Oficialmente Venezuela ha entrado técnicamente y de acuerdo a la definición que en 1956, Philip Cagan plasmó en su paper La dinámica monetaria de la hiperinflación en uno de los procesos económicos más perversos: la hiperinflación. Haber llegado a este punto considerando las características y las perspectivas de un país con un extraordinario potencial es el resultado de la peor gestión económica de toda nuestra historia.

De nada valieron las mayores reservas petroleras del planeta, ni el inmenso potencial que concentra alrededor de 3% de la oferta mundial de minerales, ni el complejo refinador más grande del mundo, ni las maravillas naturales que en cualquier país medianamente normal, serían fuente incalculable de ingresos como atractivo turístico.

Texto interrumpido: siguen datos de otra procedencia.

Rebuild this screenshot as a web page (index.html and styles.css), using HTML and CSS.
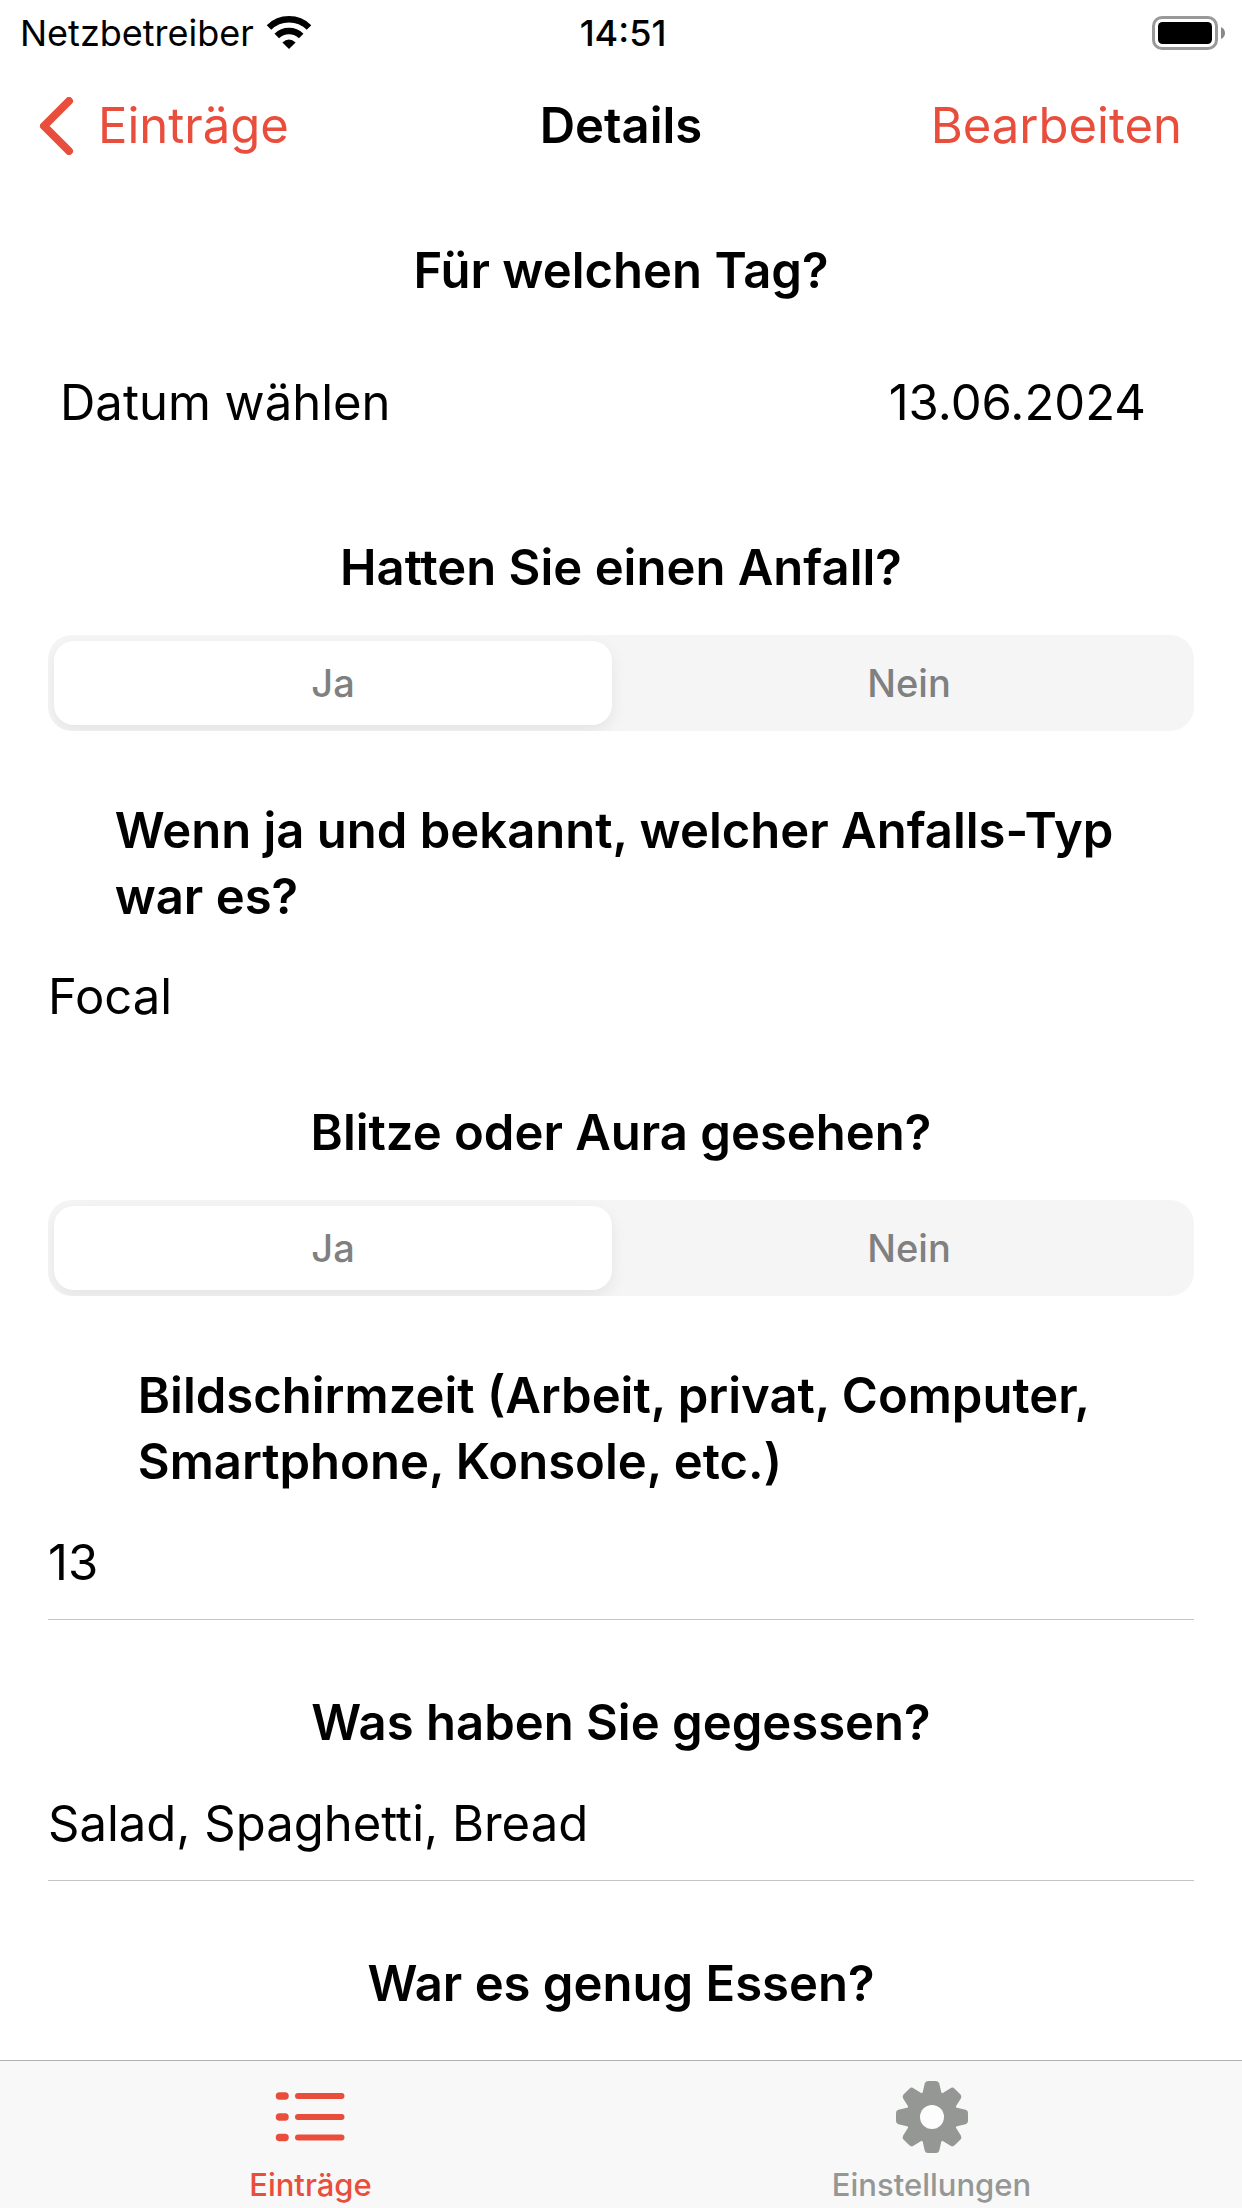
FILE: index.html
```html
<!DOCTYPE html>
<html lang="de">
<head>
    <meta charset="UTF-8">
    <meta name="viewport" content="width=device-width, initial-scale=1.0">
    <title>Details</title>
    <link rel="stylesheet" href="styles.css">
</head>
<body>

    <!-- Status Bar -->
    <div class="status-bar">
        <div class="carrier">
            <span>Netzbetreiber</span>
            <svg class="wifi" viewBox="0 0 46 34" aria-hidden="true">
                <path d="M3 11.500A28.500 28.500 0 0 1 43 11.500" fill="none" stroke="#000" stroke-width="6.500"/>
                <path d="M10.800 20A17.500 17.500 0 0 1 35.200 20" fill="none" stroke="#000" stroke-width="6.500"/>
                <path d="M23 33L16.400 26.400Q23 20.600 29.600 26.400Z"/>
            </svg>
        </div>
        <span class="clock">14:51</span>
        <svg class="battery" viewBox="0 0 74 34" aria-hidden="true">
            <rect x="1.500" y="1.500" width="63" height="31" rx="8.500" fill="none" stroke="#999" stroke-width="3"/>
            <rect x="6" y="6" width="54" height="22" rx="4.500"/>
            <path d="M69 11Q73 13 73 17T69 23Z" fill="#888"/>
        </svg>
    </div>

    <!-- Navigation Bar -->
    <header class="nav-bar">
        <a class="back" href="#">
            <svg class="chevron" viewBox="0 0 34 58" aria-hidden="true">
                <path d="M29 4L4 29L29 54" fill="none" stroke="currentColor" stroke-width="8" stroke-linecap="round" stroke-linejoin="round"/>
            </svg>
            <span>Einträge</span>
        </a>
        <h1>Details</h1>
        <button class="edit" type="button">Bearbeiten</button>
    </header>

    <!-- Entry -->
    <main class="entry">
        <section class="question">
            <h2>Für welchen Tag?</h2>
            <div class="date-row">
                <label for="date">Datum wählen</label>
                <input id="date" type="text" value="13.06.2024" readonly>
            </div>
        </section>

        <section class="question">
            <h2 id="seizure-title">Hatten Sie einen Anfall?</h2>
            <div class="segmented" role="radiogroup" aria-labelledby="seizure-title">
                <label><input type="radio" name="seizure" checked><span>Ja</span></label>
                <label><input type="radio" name="seizure"><span>Nein</span></label>
            </div>
        </section>

        <section class="question">
            <h2 class="long">Wenn ja und bekannt, welcher Anfalls-Typ<br>war es?</h2>
            <p class="value">Focal</p>
        </section>

        <section class="question">
            <h2 id="aura-title">Blitze oder Aura gesehen?</h2>
            <div class="segmented" role="radiogroup" aria-labelledby="aura-title">
                <label><input type="radio" name="aura" checked><span>Ja</span></label>
                <label><input type="radio" name="aura"><span>Nein</span></label>
            </div>
        </section>

        <section class="question">
            <h2 class="long"><label for="screen-time">Bildschirmzeit (Arbeit, privat, Computer,<br>Smartphone, Konsole, etc.)</label></h2>
            <input class="field" id="screen-time" type="text" value="13" readonly>
        </section>

        <section class="question">
            <h2><label for="food">Was haben Sie gegessen?</label></h2>
            <input class="field" id="food" type="text" value="Salad, Spaghetti, Bread" readonly>
        </section>

        <section class="question">
            <h2>War es genug Essen?</h2>
        </section>
    </main>

    <!-- Tab Bar -->
    <nav class="tab-bar">
        <a class="tab active" href="#">
            <svg viewBox="0 0 76 76" aria-hidden="true">
                <g fill="none" stroke="currentColor" stroke-linecap="round">
                    <path d="M6.500 17H12M6.500 38H12M6.500 58.500H12" stroke-width="7.500"/>
                    <path d="M25 17H68.500M25 38H68.500M25 58.500H68.500" stroke-width="6"/>
                </g>
            </svg>
            <span>Einträge</span>
        </a>
        <a class="tab" href="#">
            <svg viewBox="-38 -38 76 76" aria-hidden="true">
                <defs>
                    <path id="tooth" d="M-10 -22L-9 -26L-7.300 -33.500Q-6.700 -36 -4 -36H4Q6.700 -36 7.300 -33.500L9 -26L10 -22Z"/>
                </defs>
                <g fill="currentColor">
                    <circle r="26"/>
                    <use href="#tooth"/>
                    <use href="#tooth" transform="rotate(45)"/>
                    <use href="#tooth" transform="rotate(90)"/>
                    <use href="#tooth" transform="rotate(135)"/>
                    <use href="#tooth" transform="rotate(180)"/>
                    <use href="#tooth" transform="rotate(225)"/>
                    <use href="#tooth" transform="rotate(270)"/>
                    <use href="#tooth" transform="rotate(315)"/>
                </g>
                <circle r="12" fill="#fdfdfd"/>
            </svg>
            <span>Einstellungen</span>
        </a>
    </nav>

</body>
</html>
```

FILE: styles.css
```css
* {
    box-sizing: border-box;
}

body {
    font-family: Inter, "Liberation Sans", sans-serif;
    font-size: 49px;
    line-height: 66px;
    margin: 0;
    height: 100vh;
    display: flex;
    flex-direction: column;
    background-color: #fff;
    color: #000;
}

h1, h2, p {
    margin: 0;
    font-size: inherit;
}

h1, h2 {
    font-weight: 600;
}

a {
    color: inherit;
    text-decoration: none;
}

input, button {
    font: inherit;
    color: inherit;
    margin: 0;
    padding: 0;
    border: none;
    border-radius: 0;
    background: none;
    outline: none;
}

.status-bar, .nav-bar {
    flex: none;
    display: grid;
    grid-template-columns: 1fr auto 1fr;
    align-items: center;
}

.status-bar {
    height: 60px;
    padding: 0 16px 4px 20px;
    font-size: 36px;
}

.carrier {
    display: flex;
    align-items: center;
    gap: 12px;
}

.wifi {
    width: 46px;
    height: 34px;
}

.clock {
    font-weight: 500;
}

.battery {
    justify-self: end;
    width: 74px;
    height: 34px;
}

.nav-bar {
    height: 132px;
    padding: 0 40px;
}

.back {
    display: flex;
    align-items: center;
    gap: 24px;
    color: #e94e3d;
}

.chevron {
    width: 34px;
    height: 58px;
}

.edit {
    justify-self: end;
    padding-right: 20px;
    color: #e94e3d;
    cursor: pointer;
}

.entry {
    flex: 1;
    min-height: 0;
    overflow-y: auto;
    padding: 46px 48px 0;
}

.question {
    margin-bottom: 67px;
}

.question:last-child {
    margin-bottom: 0;
}

.question h2 {
    width: fit-content;
    margin: 0 auto 34px;
}

.question h2.long {
    padding-right: 14px;
}

.question:last-child h2 {
    margin-bottom: 0;
}

.date-row {
    display: flex;
    justify-content: space-between;
    padding: 32px 48px 32px 12px;
}

.date-row input {
    width: 50%;
    height: 66px;
    text-align: right;
}

.segmented {
    display: flex;
    gap: 18px;
    height: 96px;
    padding: 6px;
    border-radius: 24px;
    background-color: #f5f5f5;
    overflow: hidden;
    color: #808080;
    font-size: 38px;
    font-weight: 500;
}

.segmented label {
    flex: 1;
    display: flex;
    cursor: pointer;
}

.segmented input {
    position: absolute;
    opacity: 0;
}

.segmented span {
    flex: 1;
    display: flex;
    align-items: center;
    justify-content: center;
    border-radius: 20px;
}

.segmented input:checked + span {
    background-color: #fff;
    box-shadow: 0 6px 16px rgba(0, 0, 0, 0.07);
}

.value {
    margin-bottom: 70px;
}

.field {
    display: block;
    width: 100%;
    height: 91px;
    margin-bottom: 70px;
    padding-bottom: 23px;
    border-bottom: 1px solid #c4c4c4;
}

.tab-bar {
    flex: none;
    display: flex;
    height: 148px;
    padding-top: 18px;
    border-top: 1px solid #b0b0b0;
    background-color: #f8f8f8;
}

.tab {
    flex: 1;
    display: flex;
    flex-direction: column;
    align-items: center;
    gap: 12px;
    color: #959795;
    font-size: 31px;
    font-weight: 500;
    line-height: 36px;
}

.tab svg {
    width: 76px;
    height: 76px;
}

.tab.active {
    color: #e94e3d;
}
```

Nada pudo detener lo que todos los economistas preveíamos desde hace varios años: el gobierno bolivariano estaba embelesado con los más de dos mil millones de petrodólares que obtenía de manera ingente producto de los altos precios del crudo y en vez de asumir una postura responsable, sencillamente propició el aumento rápido y masivo de la cantidad de dinero sin respaldo en crecimiento de la producción de bienes y servicios por una parte y por otra, el endeudamiento con el objetivo de generar una cómoda política populista dirigida a comprar votos y conciencias para ganar elecciones.

Poco a poco se fue acentuando el desequilibrio entre la oferta y la demanda de dinero en la Venezuela saudita del siglo XXI, acompañado por una completa pérdida de confianza en su moneda. Mientras que paralelamente se perpetuaron controles de precios con el ingenuo objetivo de proteger la capacidad de compra del salario pero profundizando el fracaso de la aceptación de un papel moneda sin valor intrínseco. Por otra parte, la actuación irresponsable del Banco Central de Venezuela al permitir la impresión de dinero para monetizar el déficit fiscal, hizo indetenible el incremento sustancial y sostenido del nivel general de precios.

A este endemoniado crecimiento de los precios se le suman los constantes aumentos de salario mínimo decretados por el poder Ejecutivo, que contribuyen de manera inexorable a que el ciclo de hiperinflación destruya y pulverice la calidad de vida de las familias venezolanas. También han hecho lo suyo, las expropiaciones, el inservible control de cambio, la corrupción desmedida, la destrucción institucional y un sinfín de elementos políticos y burocráticos.

Y si, el gobierno bolivariano lo hizo de nuevo. No cabe duda que las erradas decisiones en materia de política económica nos han traído hasta este punto tan obscuro, pero lo realmente grave es que no se percibe ninguna señal de rectificación por parte de los autores materiales de este genocidio latente; las inverosímiles medidas tomadas por la ilegal ANC no harán más que profundizar los efectos de la hiperinflación y con ella el incremento de la escasez y la pobreza.

En definitiva, la revolución bolivariana materializada en su deplorable gobierno, ha destruido el aparato productivo y el sistema de precios en una economía cuyos ciudadanos mayoritariamente se encuentran a niveles de subsistencia ante la mirada indiferente de unas autoridades que buscan aferrarse al poder deslindándose de su responsabilidad y justificando su incompetencia en constructos vacíos tales como la guerra económica y la inflación inducida.

Lamentablemente, solo un imprevisible cambio político puede revertir este proceso tan regresivo y convertirse en la luz al final del túnel siempre y cuando los que vengan y decidan asumir el reto de devolver al país a la senda del crecimiento entiendan que la economía es rebelde y no se somete a controles ni discursos ideológicos trasnochados, la economía tiene sus propias reglas, las decisiones económicas para este tipo de situaciones no suelen ser agradables ni garantizan popularidad, todo lo contrario.

Mientras tanto, la resiliencia de los venezolanos se pone a prueba en un momento donde la incertidumbre se empeña en hacerle estragos a la esperanza, todo ello cortesía del gobierno bolivariano.